Set problem:
The entries are to be returned exactly, with images left out.

Data excerpts:

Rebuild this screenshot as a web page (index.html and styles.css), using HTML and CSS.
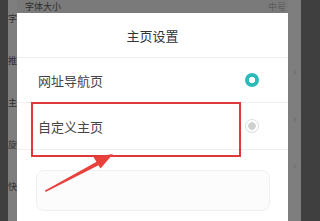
FILE: index.html
```html
<!DOCTYPE html>
<html lang="zh-CN">
<head>
    <meta charset="UTF-8">
    <meta name="viewport" content="width=device-width, initial-scale=1.0">
    <title>主页设置</title>
    <link rel="stylesheet" href="styles.css">
</head>
<body>
    <div class="edge edge-left"></div>
    <div class="peek peek-left">
        <span>字</span>
        <span>推</span>
        <span>主</span>
        <span>旋</span>
        <span>快</span>
    </div>
    <div class="main">
        <div class="top-band">
            <span class="top-label">字体大小</span>
            <span class="top-value">中号</span>
        </div>
        <div class="dialog">
            <div class="dialog-title">主页设置</div>
            <div class="option">
                <span class="option-label">网址导航页</span>
                <span class="radio checked"></span>
            </div>
            <div class="option">
                <span class="option-label">自定义主页</span>
                <span class="radio"></span>
            </div>
            <div class="url-box"></div>

            <!-- annotation drawn over the screenshot -->
            <div class="mark-box"></div>
            <svg class="mark-arrow" width="70" height="42" viewBox="0 0 70 42">
                <polygon points="0,38.5 53,9 55,12.5 0.6,40" fill="#e8413b"/>
                <polygon points="68,2 48.5,5 55.5,16.5" fill="#e8413b"/>
            </svg>
        </div>
    </div>
    <div class="peek peek-right">
        <span>›</span>
        <span>›</span>
        <span>›</span>
    </div>
    <div class="edge edge-right"></div>
</body>
</html>
```

FILE: styles.css
```css
body {
    margin: 0;
    width: 320px;
    height: 221px;
    overflow: hidden;
    display: flex;
    font-family: "Noto Sans CJK SC", "Noto Sans", sans-serif;
    background-color: #7c7c7c;
}

.edge {
    background-color: #3f3f3f;
    flex-shrink: 0;
}

.edge-left {
    width: 8px;
}

.edge-right {
    width: 19px;
}

.peek {
    flex-shrink: 0;
    background-color: #7e7e7e;
    display: flex;
    flex-direction: column;
    color: #2e2e2e;
    font-size: 9px;
}

.peek-left {
    width: 9px;
    padding-top: 14px;
    gap: 32px;
    align-items: center;
}

.peek-left span {
    line-height: 10px;
}

.peek-right {
    width: 13px;
    padding-top: 62px;
    gap: 30px;
    align-items: center;
    color: #6a6a6a;
    font-size: 12px;
}

.main {
    flex: 1;
    display: flex;
    flex-direction: column;
    min-width: 0;
}

.top-band {
    height: 13px;
    flex-shrink: 0;
    display: flex;
    justify-content: space-between;
    align-items: center;
    background-color: #7a7a7a;
    color: #2c2c2c;
    font-size: 9px;
    line-height: 10px;
}

.top-label {
    margin-left: 8px;
}

.top-value {
    margin-right: 2px;
    color: #5a5a5a;
}

.dialog {
    flex: 1;
    background-color: #fff;
    position: relative;
}

.dialog-title {
    height: 44px;
    line-height: 45px;
    text-align: center;
    font-size: 13px;
    color: #333;
    border-bottom: 1px solid #efefef;
}

.option {
    height: 44px;
    padding: 0 29px 0 21px;
    display: flex;
    align-items: center;
    justify-content: space-between;
    border-bottom: 1px solid #efefef;
}

.option + .option {
    height: 46px;
}

.option-label {
    font-size: 13px;
    color: #444;
}

.radio {
    width: 12px;
    height: 12px;
    border-radius: 50%;
    border: 1px solid #dcdcdc;
    background: radial-gradient(circle, #cfcfcf 0 3.5px, #fff 4px);
}

.radio.checked {
    width: 14px;
    height: 14px;
    border: none;
    background: radial-gradient(circle, #fff 0 3px, #2dbabb 3.5px);
}

.url-box {
    margin: 20px 18px 0 19px;
    height: 39px;
    border: 1px solid #f0f0f0;
    border-radius: 8px;
    background-color: #fcfcfc;
}

.mark-box {
    position: absolute;
    left: 14px;
    top: 89px;
    width: 206px;
    height: 51px;
    border: 2px solid #e0383a;
}

.mark-arrow {
    position: absolute;
    left: 28px;
    top: 139px;
    overflow: visible;
}
```
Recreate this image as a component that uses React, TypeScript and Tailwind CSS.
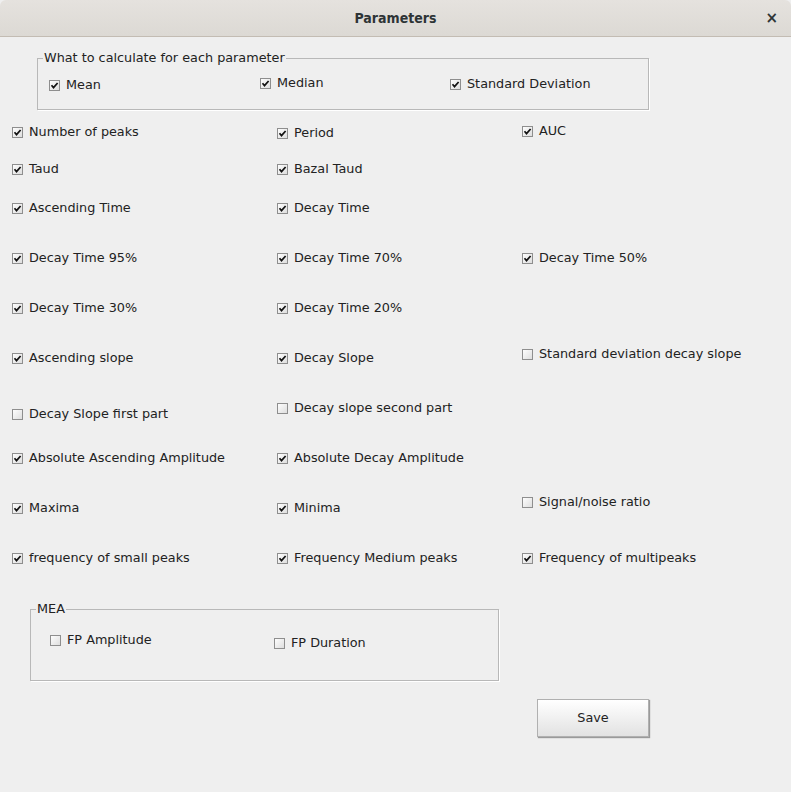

Task output:
Rebuild this screenshot as a web page (index.html and styles.css), using HTML and CSS.
FILE: index.html
```html
<!DOCTYPE html>
<html lang="zh-CN">
<head>
    <meta charset="UTF-8">
    <meta name="viewport" content="width=device-width, initial-scale=1.0">
    <title>主页设置</title>
    <link rel="stylesheet" href="styles.css">
</head>
<body>
    <div class="edge edge-left"></div>
    <div class="peek peek-left">
        <span>字</span>
        <span>推</span>
        <span>主</span>
        <span>旋</span>
        <span>快</span>
    </div>
    <div class="main">
        <div class="top-band">
            <span class="top-label">字体大小</span>
            <span class="top-value">中号</span>
        </div>
        <div class="dialog">
            <div class="dialog-title">主页设置</div>
            <div class="option">
                <span class="option-label">网址导航页</span>
                <span class="radio checked"></span>
            </div>
            <div class="option">
                <span class="option-label">自定义主页</span>
                <span class="radio"></span>
            </div>
            <div class="url-box"></div>

            <!-- annotation drawn over the screenshot -->
            <div class="mark-box"></div>
            <svg class="mark-arrow" width="70" height="42" viewBox="0 0 70 42">
                <polygon points="0,38.5 53,9 55,12.5 0.6,40" fill="#e8413b"/>
                <polygon points="68,2 48.5,5 55.5,16.5" fill="#e8413b"/>
            </svg>
        </div>
    </div>
    <div class="peek peek-right">
        <span>›</span>
        <span>›</span>
        <span>›</span>
    </div>
    <div class="edge edge-right"></div>
</body>
</html>
```

FILE: styles.css
```css
body {
    margin: 0;
    width: 320px;
    height: 221px;
    overflow: hidden;
    display: flex;
    font-family: "Noto Sans CJK SC", "Noto Sans", sans-serif;
    background-color: #7c7c7c;
}

.edge {
    background-color: #3f3f3f;
    flex-shrink: 0;
}

.edge-left {
    width: 8px;
}

.edge-right {
    width: 19px;
}

.peek {
    flex-shrink: 0;
    background-color: #7e7e7e;
    display: flex;
    flex-direction: column;
    color: #2e2e2e;
    font-size: 9px;
}

.peek-left {
    width: 9px;
    padding-top: 14px;
    gap: 32px;
    align-items: center;
}

.peek-left span {
    line-height: 10px;
}

.peek-right {
    width: 13px;
    padding-top: 62px;
    gap: 30px;
    align-items: center;
    color: #6a6a6a;
    font-size: 12px;
}

.main {
    flex: 1;
    display: flex;
    flex-direction: column;
    min-width: 0;
}

.top-band {
    height: 13px;
    flex-shrink: 0;
    display: flex;
    justify-content: space-between;
    align-items: center;
    background-color: #7a7a7a;
    color: #2c2c2c;
    font-size: 9px;
    line-height: 10px;
}

.top-label {
    margin-left: 8px;
}

.top-value {
    margin-right: 2px;
    color: #5a5a5a;
}

.dialog {
    flex: 1;
    background-color: #fff;
    position: relative;
}

.dialog-title {
    height: 44px;
    line-height: 45px;
    text-align: center;
    font-size: 13px;
    color: #333;
    border-bottom: 1px solid #efefef;
}

.option {
    height: 44px;
    padding: 0 29px 0 21px;
    display: flex;
    align-items: center;
    justify-content: space-between;
    border-bottom: 1px solid #efefef;
}

.option + .option {
    height: 46px;
}

.option-label {
    font-size: 13px;
    color: #444;
}

.radio {
    width: 12px;
    height: 12px;
    border-radius: 50%;
    border: 1px solid #dcdcdc;
    background: radial-gradient(circle, #cfcfcf 0 3.5px, #fff 4px);
}

.radio.checked {
    width: 14px;
    height: 14px;
    border: none;
    background: radial-gradient(circle, #fff 0 3px, #2dbabb 3.5px);
}

.url-box {
    margin: 20px 18px 0 19px;
    height: 39px;
    border: 1px solid #f0f0f0;
    border-radius: 8px;
    background-color: #fcfcfc;
}

.mark-box {
    position: absolute;
    left: 14px;
    top: 89px;
    width: 206px;
    height: 51px;
    border: 2px solid #e0383a;
}

.mark-arrow {
    position: absolute;
    left: 28px;
    top: 139px;
    overflow: visible;
}
```
Recreate this image as a component that uses React, TypeScript and Tailwind CSS.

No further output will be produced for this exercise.